#### [Given exercise]
In the following material, identify every line holding the string "React" and return it.

═══ Data segment

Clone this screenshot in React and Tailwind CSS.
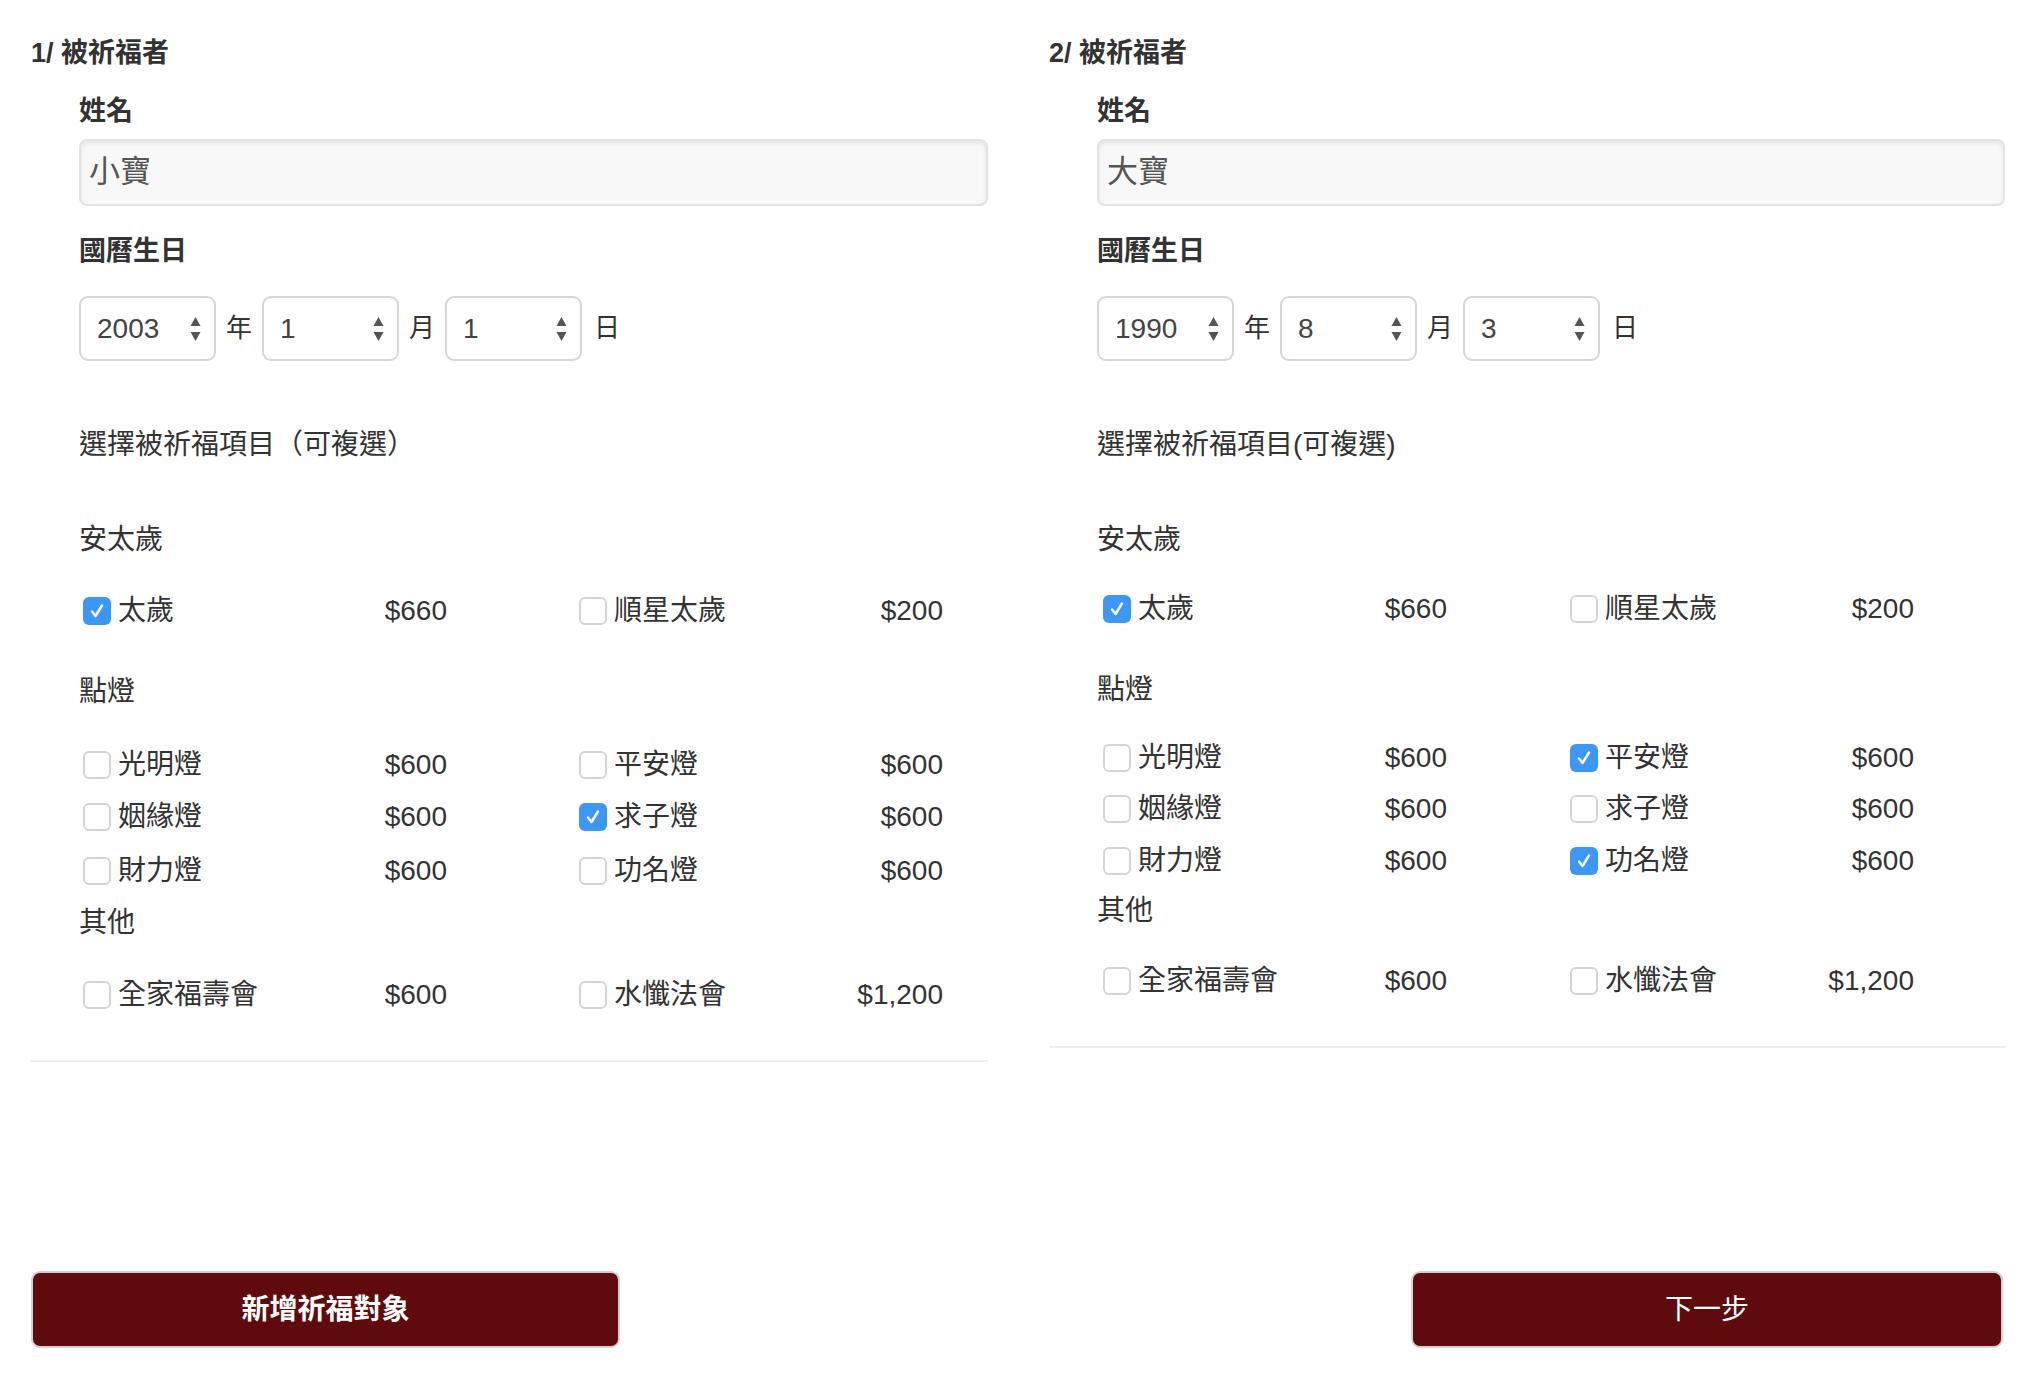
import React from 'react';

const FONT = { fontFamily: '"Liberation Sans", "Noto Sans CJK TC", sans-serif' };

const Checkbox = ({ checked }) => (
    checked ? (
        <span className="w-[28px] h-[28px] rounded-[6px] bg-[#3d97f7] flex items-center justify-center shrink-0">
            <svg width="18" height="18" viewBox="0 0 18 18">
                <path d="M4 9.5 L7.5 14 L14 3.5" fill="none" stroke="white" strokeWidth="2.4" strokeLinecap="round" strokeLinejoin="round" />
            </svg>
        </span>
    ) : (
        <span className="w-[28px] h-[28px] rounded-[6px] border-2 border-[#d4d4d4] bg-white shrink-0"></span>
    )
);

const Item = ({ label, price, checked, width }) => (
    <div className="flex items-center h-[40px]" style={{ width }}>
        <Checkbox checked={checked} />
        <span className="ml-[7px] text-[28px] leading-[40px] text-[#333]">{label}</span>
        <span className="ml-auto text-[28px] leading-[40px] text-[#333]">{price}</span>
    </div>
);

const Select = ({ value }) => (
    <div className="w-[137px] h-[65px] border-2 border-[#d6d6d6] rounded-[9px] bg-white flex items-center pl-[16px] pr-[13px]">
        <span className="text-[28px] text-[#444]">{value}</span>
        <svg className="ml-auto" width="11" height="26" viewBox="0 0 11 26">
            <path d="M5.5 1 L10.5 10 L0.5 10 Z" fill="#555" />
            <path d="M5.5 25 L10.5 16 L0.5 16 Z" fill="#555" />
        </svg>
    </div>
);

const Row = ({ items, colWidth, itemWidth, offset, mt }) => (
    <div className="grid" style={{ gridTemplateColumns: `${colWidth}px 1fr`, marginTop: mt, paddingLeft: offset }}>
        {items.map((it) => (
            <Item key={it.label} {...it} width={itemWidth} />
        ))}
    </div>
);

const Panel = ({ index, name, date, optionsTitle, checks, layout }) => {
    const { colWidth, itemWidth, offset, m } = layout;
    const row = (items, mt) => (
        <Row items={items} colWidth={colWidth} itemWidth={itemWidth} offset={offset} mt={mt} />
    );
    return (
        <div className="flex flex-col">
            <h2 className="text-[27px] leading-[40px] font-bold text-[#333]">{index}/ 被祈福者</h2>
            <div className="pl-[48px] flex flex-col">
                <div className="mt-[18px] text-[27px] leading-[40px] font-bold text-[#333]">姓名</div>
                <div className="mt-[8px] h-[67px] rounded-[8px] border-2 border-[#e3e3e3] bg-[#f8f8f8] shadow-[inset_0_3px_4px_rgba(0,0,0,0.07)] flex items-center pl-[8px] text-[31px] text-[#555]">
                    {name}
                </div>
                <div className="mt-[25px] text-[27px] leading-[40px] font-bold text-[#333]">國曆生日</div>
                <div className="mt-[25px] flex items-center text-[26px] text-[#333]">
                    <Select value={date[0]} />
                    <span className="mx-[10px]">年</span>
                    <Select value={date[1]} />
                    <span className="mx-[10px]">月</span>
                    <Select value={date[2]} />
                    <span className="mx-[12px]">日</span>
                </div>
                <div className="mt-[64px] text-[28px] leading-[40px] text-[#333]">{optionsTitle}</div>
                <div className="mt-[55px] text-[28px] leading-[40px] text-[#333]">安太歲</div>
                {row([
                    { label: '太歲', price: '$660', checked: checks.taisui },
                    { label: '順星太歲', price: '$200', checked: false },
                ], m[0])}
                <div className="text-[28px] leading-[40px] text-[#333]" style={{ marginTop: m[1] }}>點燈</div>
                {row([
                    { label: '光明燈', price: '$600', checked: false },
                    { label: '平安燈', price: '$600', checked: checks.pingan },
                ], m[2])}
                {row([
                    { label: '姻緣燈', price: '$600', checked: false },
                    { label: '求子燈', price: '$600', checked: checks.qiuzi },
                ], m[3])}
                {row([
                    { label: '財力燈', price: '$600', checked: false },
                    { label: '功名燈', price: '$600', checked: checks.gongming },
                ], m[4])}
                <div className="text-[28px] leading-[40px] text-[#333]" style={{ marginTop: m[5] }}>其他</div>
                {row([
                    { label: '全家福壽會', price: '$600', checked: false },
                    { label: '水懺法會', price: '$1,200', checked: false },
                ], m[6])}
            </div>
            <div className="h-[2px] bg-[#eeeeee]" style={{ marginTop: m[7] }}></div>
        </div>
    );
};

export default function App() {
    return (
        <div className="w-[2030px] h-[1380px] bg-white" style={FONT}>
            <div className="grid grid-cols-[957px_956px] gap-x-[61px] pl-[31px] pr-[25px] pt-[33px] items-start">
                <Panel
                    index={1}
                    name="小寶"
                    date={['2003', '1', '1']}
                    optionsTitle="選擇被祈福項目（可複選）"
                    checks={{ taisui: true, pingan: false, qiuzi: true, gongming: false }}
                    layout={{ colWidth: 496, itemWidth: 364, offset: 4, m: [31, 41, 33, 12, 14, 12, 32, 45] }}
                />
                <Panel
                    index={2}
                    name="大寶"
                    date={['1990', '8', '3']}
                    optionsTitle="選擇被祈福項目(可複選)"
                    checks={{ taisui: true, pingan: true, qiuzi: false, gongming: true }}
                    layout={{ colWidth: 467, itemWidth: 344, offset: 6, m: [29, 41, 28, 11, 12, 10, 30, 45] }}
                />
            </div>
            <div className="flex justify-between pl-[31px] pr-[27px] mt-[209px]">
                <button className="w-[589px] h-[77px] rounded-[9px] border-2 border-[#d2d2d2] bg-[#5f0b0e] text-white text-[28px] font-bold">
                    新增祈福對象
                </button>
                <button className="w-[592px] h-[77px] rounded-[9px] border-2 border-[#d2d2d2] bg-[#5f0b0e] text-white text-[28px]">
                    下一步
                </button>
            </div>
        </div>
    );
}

══════

#### [Complete answer]
Clone this screenshot in React and Tailwind CSS.
import React from 'react';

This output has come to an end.